Not present on Sunday: anyone sticking a lit flare up their bottom, packs of aggressive young men high on rage dust storming the barriers or stealing wheelchairs, squadrons of Eastern European neo-Nazis attacking stewards. Different entertainment choices, then.
Two things I noticed, which are either progress or not depending on your point of view: some fans booed the names of opposing players when they were read out by the PA, suggesting the kindlings of tribalism that might both propel or poison the women’s game.
Certainly if the men’s Premier League big four/six do want to dominate it, there won’t be many Stewarton Thistles reaching finals in the future. Also, more cynical fouling and diving than you saw a few years ago in women’s football. Rachel Brown-Finnis, the former England international on co-commentary duties, noted with approval that Arsenal’s Katie McCabe had “been clever” in going down for a soft contact.

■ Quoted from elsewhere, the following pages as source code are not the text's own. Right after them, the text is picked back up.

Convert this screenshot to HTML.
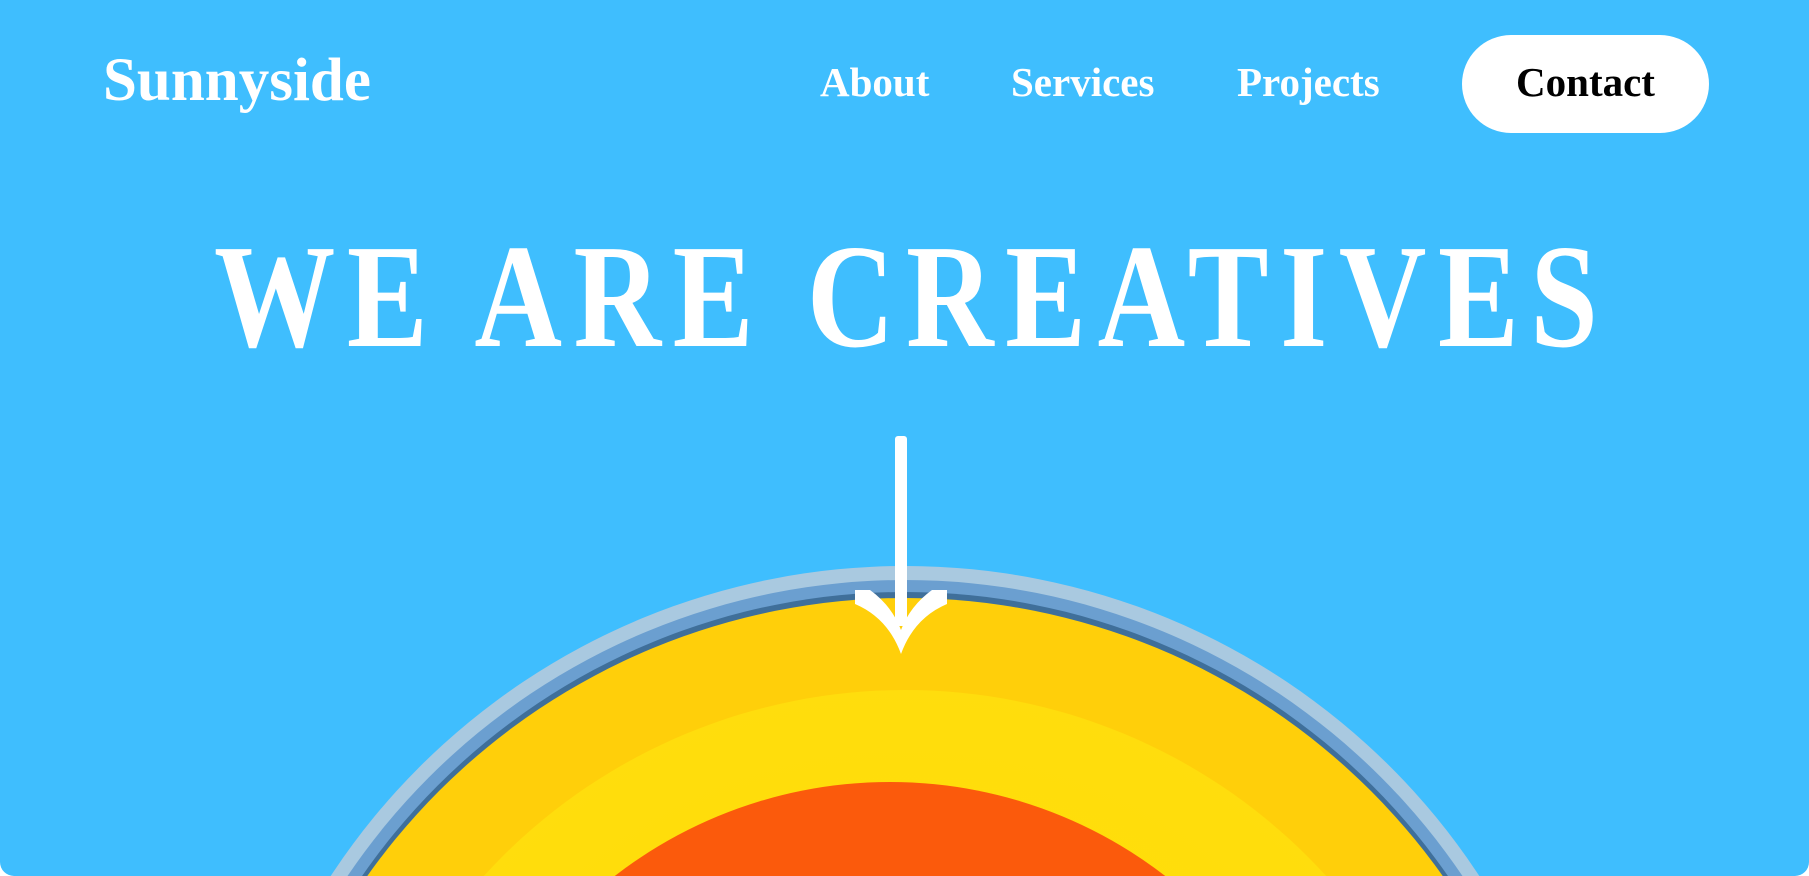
<!DOCTYPE html>
<html><head><meta charset="utf-8"><style>
html,body{margin:0;padding:0;width:1809px;height:876px;overflow:hidden;background:#fff}
.page{position:absolute;left:0;top:0;width:1809px;height:876px;background:#3fbefe;overflow:hidden;border-radius:0 0 14px 14px}
.t{position:absolute;font-family:"Liberation Serif","Times New Roman",serif;font-weight:bold;color:#fff;white-space:nowrap}
.c{position:absolute;border-radius:50%}
</style></head><body><div class="page">
<div class="c" style="left:218px;top:566px;width:1374px;height:1374px;background:radial-gradient(circle,#a9c9e0 0,#a9c9e0 97%,#c7d9e3 100%)"></div>
<div class="c" style="left:232px;top:580px;width:1346px;height:1346px;background:#6b9fd0"></div>
<div class="c" style="left:244px;top:592px;width:1322px;height:1322px;background:#3f6f9a"></div>
<div class="c" style="left:246px;top:598px;width:1318px;height:1318px;background:radial-gradient(circle,#ffcf0a 0,#ffcf0a 78%,#ffbd0a 88%,#ffb60a 100%)"></div>
<div class="c" style="left:335px;top:690px;width:1140px;height:1140px;background:radial-gradient(circle,#ffe000 0,#ffdc10 88%,#ffc707 100%)"></div>
<div class="c" style="left:440px;top:782px;width:900px;height:900px;background:#fb5a0c"></div>
<div class="t" style="left:103px;top:46px;font-size:61px">Sunnyside</div>
<div class="t" style="left:820px;top:58px;font-size:41px">About</div>
<div class="t" style="left:1011px;top:58px;font-size:41px">Services</div>
<div class="t" style="left:1237px;top:58px;font-size:41px">Projects</div>
<div style="position:absolute;left:1462px;top:35px;width:247px;height:98px;background:#fff;border-radius:49px"></div>
<div class="t" style="left:1462px;top:58px;width:247px;text-align:center;font-size:41px;color:#000">Contact</div>
<div class="t" style="left:214px;top:212px;font-size:148px;letter-spacing:14px;transform:scaleX(0.82);transform-origin:0 0">WE ARE CREATIVES</div>
<svg style="position:absolute;left:840px;top:430px" width="120" height="230" viewBox="0 0 120 230">
<rect x="55" y="6" width="12" height="190" rx="3" fill="#fff"/>
<path d="M15 160 L30 160 Q52 176 61 200 Q70 176 92 160 L107 160 L107 174 Q74 188 61 224 Q48 188 15 174 Z" fill="#fff"/>
</svg>
</div></body></html>
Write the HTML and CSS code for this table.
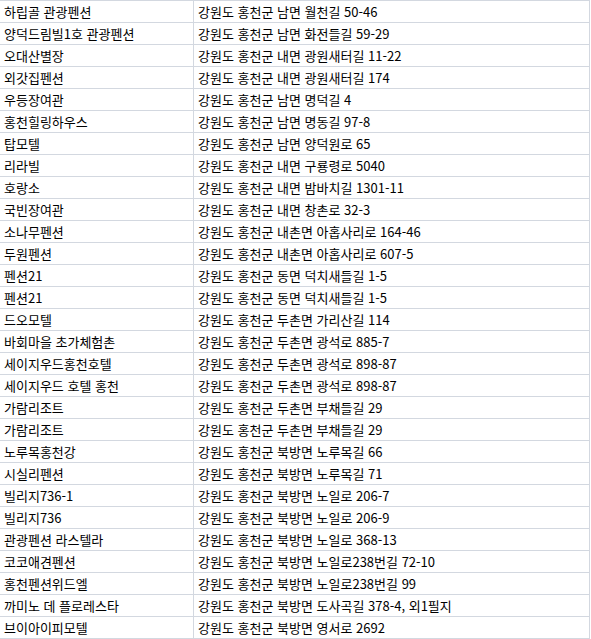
FILE: index.html
```html
<!DOCTYPE html>
<html lang="ko">
<head>
<meta charset="utf-8">
<title>홍천 숙박</title>
<link rel="stylesheet" href="styles.css">
</head>
<body>
<div class="sheet">
  <div class="row"><div class="name">하립골 관광펜션</div><div class="addr">강원도 홍천군 남면 월천길 50-46</div></div>
  <div class="row"><div class="name">양덕드림빌1호 관광펜션</div><div class="addr">강원도 홍천군 남면 화전들길 59-29</div></div>
  <div class="row"><div class="name">오대산별장</div><div class="addr">강원도 홍천군 내면 광원새터길 11-22</div></div>
  <div class="row"><div class="name">외갓집펜션</div><div class="addr">강원도 홍천군 내면 광원새터길 174</div></div>
  <div class="row"><div class="name">우등장여관</div><div class="addr">강원도 홍천군 남면 명덕길 4</div></div>
  <div class="row"><div class="name">홍천힐링하우스</div><div class="addr">강원도 홍천군 남면 명동길 97-8</div></div>
  <div class="row"><div class="name">탑모텔</div><div class="addr">강원도 홍천군 남면 양덕원로 65</div></div>
  <div class="row"><div class="name">리라빌</div><div class="addr">강원도 홍천군 내면 구룡령로 5040</div></div>
  <div class="row"><div class="name">호랑소</div><div class="addr">강원도 홍천군 내면 밤바치길 1301-11</div></div>
  <div class="row"><div class="name">국빈장여관</div><div class="addr">강원도 홍천군 내면 창촌로 32-3</div></div>
  <div class="row"><div class="name">소나무펜션</div><div class="addr">강원도 홍천군 내촌면 아홉사리로 164-46</div></div>
  <div class="row"><div class="name">두원펜션</div><div class="addr">강원도 홍천군 내촌면 아홉사리로 607-5</div></div>
  <div class="row"><div class="name">펜션21</div><div class="addr">강원도 홍천군 동면 덕치새들길 1-5</div></div>
  <div class="row"><div class="name">펜션21</div><div class="addr">강원도 홍천군 동면 덕치새들길 1-5</div></div>
  <div class="row"><div class="name">드오모텔</div><div class="addr">강원도 홍천군 두촌면 가리산길 114</div></div>
  <div class="row"><div class="name">바회마을 초가체험촌</div><div class="addr">강원도 홍천군 두촌면 광석로 885-7</div></div>
  <div class="row"><div class="name">세이지우드홍천호텔</div><div class="addr">강원도 홍천군 두촌면 광석로 898-87</div></div>
  <div class="row"><div class="name">세이지우드 호텔 홍천</div><div class="addr">강원도 홍천군 두촌면 광석로 898-87</div></div>
  <div class="row"><div class="name">가람리조트</div><div class="addr">강원도 홍천군 두촌면 부채들길 29</div></div>
  <div class="row"><div class="name">가람리조트</div><div class="addr">강원도 홍천군 두촌면 부채들길 29</div></div>
  <div class="row"><div class="name">노루목홍천강</div><div class="addr">강원도 홍천군 북방면 노루목길 66</div></div>
  <div class="row"><div class="name">시실리펜션</div><div class="addr">강원도 홍천군 북방면 노루목길 71</div></div>
  <div class="row"><div class="name">빌리지736-1</div><div class="addr">강원도 홍천군 북방면 노일로 206-7</div></div>
  <div class="row"><div class="name">빌리지736</div><div class="addr">강원도 홍천군 북방면 노일로 206-9</div></div>
  <div class="row"><div class="name">관광펜션 라스텔라</div><div class="addr">강원도 홍천군 북방면 노일로 368-13</div></div>
  <div class="row"><div class="name">코코애견펜션</div><div class="addr">강원도 홍천군 북방면 노일로238번길 72-10</div></div>
  <div class="row"><div class="name">홍천펜션위드엘</div><div class="addr">강원도 홍천군 북방면 노일로238번길 99</div></div>
  <div class="row"><div class="name">까미노 데 플로레스타</div><div class="addr">강원도 홍천군 북방면 도사곡길 378-4, 외1필지</div></div>
  <div class="row"><div class="name">브이아이피모텔</div><div class="addr">강원도 홍천군 북방면 영서로 2692</div></div>
</div>
</body>
</html>
```

FILE: styles.css
```css
html, body {
  margin: 0;
  padding: 0;
  background: #ffffff;
}

.sheet {
  width: 590px;
  box-sizing: border-box;
  border-top: 1px solid #d3d8e0;
  border-right: 1px solid #d3d8e0;
  font-family: "Noto Sans CJK KR", "Noto Sans", sans-serif;
  font-size: 13px;
  color: #000000;
}

.row {
  display: grid;
  grid-template-columns: 194px 1fr;
  height: 22px;
  box-sizing: border-box;
  border-bottom: 1px solid #d3d8e0;
}

.name,
.addr {
  display: flex;
  align-items: center;
  padding-left: 4px;
  padding-top: 1px;
  white-space: nowrap;
  line-height: 20px;
}

.name {
  border-right: 1px solid #d3d8e0;
}
```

Brown-Finnis, and Sunday’s other pundits Katie Chapman and Fara Williams, have all replicated note-for-note that “yeah no as I say obviously they’ll be disappointed” sort of ex-pro landfill punditry of which the men’s game has, with dishonourable expectations, become less indulgent in the Neville-Carragher era.
All in all, women’s FA Cup football has its ideal home on the BBC, whose charter, ethos and unwillingness to bid for events that have expensive broadcast rights all contribute to coverage that must take in the social context rather than being purely about the on-field actions of the most effective football-kickers on the planet.
Do the next 50 or 100 years of women’s football bring equality? And does that mean a replication of some of the things that typify the men’s game in 2021: cheating, diving, grotesque sums of money, grotesque owners, the same handful of teams always winning, ethno-nationalism, hooliganism? Or can something be nurtured that is the same, but different?